Show, Don’t Just Tell: For Instagram, take photos of the event space/host city, as well as any of your brand’s activation or presence on the ground. If you’re just reporting, find some other interesting activations that may be relevant to your business. This can be buttressed by video content—whether it be first-person driven diaries or interviews you conduct with other folks at the event.
Oh yeah, Facebook / Instagram it: Essentially anything and everything you create for the other platforms can be cross-posted to Facebook, too.
Be sure to use the event’s hashtag in all of your posts, and possibly even create your own brand hashtag for the event as a way to organize all your content. The best part? All of this content can be created very cheaply and efficiently (and who is not down with that).
Keep the Convo Going
Sometimes, the best time to talk about an event is after it’s over. With a little remove, you can gain a clearer perspective on what really was important, and what was mere hype or didn’t live up to expectations. This is especially true at a show like CES, where big brands often stage huge product reveals, only to be one-upped by something totally off the wall from a small, previously unheard of brand. Recap content, such as “5 Things We Learned From [Event]” are effective as longer-form content or as condensed takeaways for social media.
Track Your Success
If you had a physical presence at an event, the immediate successes might be easier to spot. How many contacts did you make? Cards you handed out and received? Calls you have set up? From a social media standpoint, you’ll want to do a full analytic recap of which of your posts worked best, and why. The learnings you get will help inform your strategy for the next event.

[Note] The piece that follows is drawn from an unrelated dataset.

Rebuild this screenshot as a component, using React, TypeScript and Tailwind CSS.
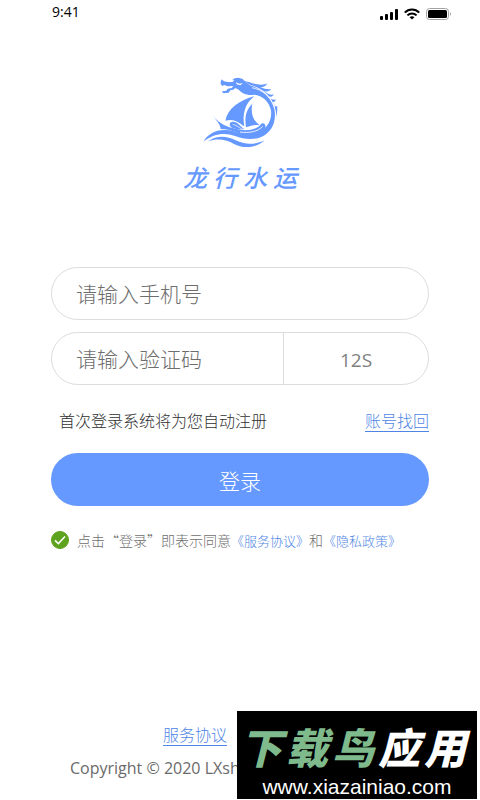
import { useState } from "react"

const sans = "font-['Open_Sans','Noto_Sans_CJK_SC',sans-serif]"

function SignalIcon() {
  return (
    <svg width="18" height="11" viewBox="0 0 18 11" fill="#000">
      <rect x="0" y="7" width="3" height="4" rx="1" />
      <rect x="5" y="5" width="3" height="6" rx="1" />
      <rect x="10" y="3" width="3" height="8" rx="1" />
      <rect x="15" y="0" width="3" height="11" rx="1" />
    </svg>
  )
}

function WifiIcon() {
  return (
    <svg width="16" height="12" viewBox="0 0 16 12" fill="none" stroke="#000" strokeWidth="2">
      <path d="M0.8 4.6C4.8 0.4 11.2 0.4 15.2 4.6" />
      <path d="M3.4 7.4C6 4.8 10 4.8 12.6 7.4" />
      <path d="M8 11.4L5.6 9.2C7 8 9 8 10.4 9.2Z" fill="#000" stroke="none" />
    </svg>
  )
}

function BatteryIcon() {
  return (
    <svg width="26" height="12" viewBox="0 0 26 12">
      <rect x="0.5" y="0.5" width="22" height="11" rx="3" fill="none" stroke="#a3a3a3" />
      <rect x="2" y="2" width="19" height="8" rx="1.5" fill="#000" />
      <path d="M24 4.2C25.4 4.8 25.4 7.2 24 7.8Z" fill="#a3a3a3" />
    </svg>
  )
}

function DragonLogo() {
  return (
    <svg className="h-[90px] w-[100px]" viewBox="0 0 300 270" fill="#6699ff" role="img" aria-label="龙行水运">
      {/* head, back and tail */}
      <path d="M92 53L95 46L102 52L114 54L128 54L133 48L126 49L134 43L146 41L158 45L168 55L180 64C216 74 244 100 253 135C261 176 243 206 214 219C190 229 160 225 135 216C104 204 70 209 41 232C52 211 78 196 108 198C139 200 160 216 194 208C229 199 247 170 243 139C237 112 218 94 192 92C172 95 155 88 146 77L136 72L130 77L121 79L116 86L100 88L96 82L109 80L113 74L125 72L130 66L112 67L103 63L97 66L92 60Z" />
      {/* eye and cheek */}
      <path d="M138 55L148 59L159 57L151 64L140 61Z" fill="#fff" />
      {/* mane */}
      <path d="M162 51C184 55 196 62 213 62C221 62 227 61 232 58C229 66 221 70 211 70C226 76 237 77 244 74C240 82 230 84 222 81C237 93 245 94 251 91C249 99 241 100 235 96C245 108 252 109 257 106C256 115 249 116 244 111C252 125 258 129 262 127C262 137 261 150 260 160C257 108 228 75 180 62Z" />
      <path d="M186 71C216 77 243 97 254 132" fill="none" stroke="#fff" strokeWidth="2.5" />
      {/* sails */}
      <path d="M193 97C149 108 113 134 106 170C132 163 145 174 163 187C157 153 163 120 193 97Z" />
      <path d="M187 119C169 137 163 157 168 190C183 184 195 182 209 183C190 172 181 148 187 119Z" />
      {/* hull and waves */}
      <path d="M70 157C90 180 109 189 139 195C160 200 180 200 197 193C205 190 211 183 216 178C224 177 227 182 226 190C220 205 203 212 181 213C148 214 130 195 92 195C91 182 81 172 70 157Z" />
      <path d="M126 191C114 182 119 172 131 173C145 175 151 188 163 195C150 197 138 195 126 191Z" />
      <path d="M128 181C137 182 146 190 158 196" fill="none" stroke="#fff" strokeWidth="2" />
      <path d="M150 204C177 208 205 203 218 187" fill="none" stroke="#fff" strokeWidth="2.5" />
      <path d="M54 232C83 212 111 217 137 229C165 242 191 244 224 229C195 255 156 253 132 240C109 227 85 222 54 232Z" />
    </svg>
  )
}

export default function App() {
  const [agreed, setAgreed] = useState(true)

  return (
    <main className={`relative flex min-h-screen flex-col bg-white ${sans} font-light`}>
      {/* STATUS BAR */}
      <header className="flex h-6 items-center justify-between pl-[52px] pr-7 text-sm font-normal text-black">
        <span>9:41</span>
        <div className="mt-1 flex items-center gap-1.5">
          <SignalIcon />
          <WifiIcon />
          <BatteryIcon />
        </div>
      </header>

      {/* BRAND */}
      <div className="mt-10 flex flex-col items-center">
        <DragonLogo />
        <h1 className="mt-2 flex gap-1.5 text-2xl font-medium italic text-[#6699ff]">
          <span>龙</span>
          <span>行</span>
          <span>水</span>
          <span>运</span>
        </h1>
      </div>

      {/* LOGIN FORM */}
      <form className="mt-[73px] flex flex-col px-[51px]" onSubmit={(e) => e.preventDefault()}>
        <input
          type="tel"
          aria-label="手机号"
          placeholder="请输入手机号"
          className="h-[53px] w-full rounded-full border border-[#dcdcdc] px-6 text-[21px] text-[#555] outline-none placeholder:text-[#6e6e6e]"
        />

        <div className="mt-3 flex h-[53px] rounded-full border border-[#dcdcdc]">
          <input
            type="text"
            aria-label="验证码"
            placeholder="请输入验证码"
            className="min-w-0 flex-1 rounded-l-full pl-6 pt-0.5 text-[21px] text-[#555] outline-none placeholder:text-[#6e6e6e]"
          />
          <button type="button" className="w-[145px] border-l border-[#dcdcdc] pt-1 text-[19px] font-normal text-[#808080]">
            12S
          </button>
        </div>

        <div className="mt-6 flex items-center justify-between pl-2 text-base">
          <p className="text-[#303030]">首次登录系统将为您自动注册</p>
          <a href="#recover" className="border-b border-[#4f86e6] leading-5 text-[#4f86e6]">
            账号找回
          </a>
        </div>

        <button type="submit" className="mt-5 h-[53px] w-full rounded-full bg-[#6699ff] pt-1 text-[21px] text-white">
          登录
        </button>

        <div className="mt-6 flex items-center gap-2 text-sm text-[#6e6e6e]">
          <span className="grid size-[18px] shrink-0 place-items-center">
            <input
              id="agree"
              type="checkbox"
              checked={agreed}
              onChange={(e) => setAgreed(e.target.checked)}
              className="col-start-1 row-start-1 size-[18px] appearance-none rounded-full border border-[#5da31d] checked:bg-[#5da31d]"
            />
            <svg className="pointer-events-none col-start-1 row-start-1" width="18" height="18" viewBox="0 0 18 18" fill="none" stroke="#fff" strokeWidth="1.5">
              <path d="M4 9.4L7.4 12.6L14 5.6" />
            </svg>
          </span>
          <p className="whitespace-nowrap font-['Noto_Sans_CJK_SC',sans-serif]">
            <label htmlFor="agree">点击“登录”即表示同意</label>
            <a href="#service" className="text-[13px] text-[#4f86e6]">《服务协议》</a>
            和
            <a href="#privacy" className="text-[13px] text-[#4f86e6]">《隐私政策》</a>
          </p>
        </div>
      </form>

      {/* FOOTER */}
      <footer className="mt-auto flex flex-col items-start pb-5 text-base">
        <a href="#service" className="ml-[163px] border-b border-[#4f86e6] leading-5 text-[#4f86e6]">
          服务协议
        </a>
        <p className="ml-[70px] mt-2.5 font-normal text-[#6a6a6a]">Copyright © 2020 LXsh</p>
      </footer>

      {/* DOWNLOAD BANNER */}
      <aside className="absolute bottom-px right-[3px] flex h-[88px] w-60 flex-col items-center justify-end overflow-hidden bg-black text-white">
        <p className="flex gap-1 whitespace-nowrap pr-2 font-['Noto_Sans_CJK_SC',sans-serif] text-[42px] font-black italic leading-[58px]">
          <span className="text-[#7fba8c]">下</span>
          <span className="text-[#7fba8c]">载</span>
          <span className="text-[#7fba8c]">鸟</span>
          <span>应</span>
          <span>用</span>
        </p>
        <p className="font-['Liberation_Sans',sans-serif] text-[21px] font-normal leading-6">www.xiazainiao.com</p>
      </aside>
    </main>
  )
}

Industry events and conventions may sometimes feel like overstuffed networking meetups best to be avoided. But, if done right, they provide a sweet opportunity to grow your brand and your voice as a thought leader. If you identify the right event, bag a speaker slot, and enlist your team’s support for your awesome content strategy, you can own share-of-voice, drive the conversation, and maximize the PR ROI.
With hard work and a little luck, your brand can be the star of the show.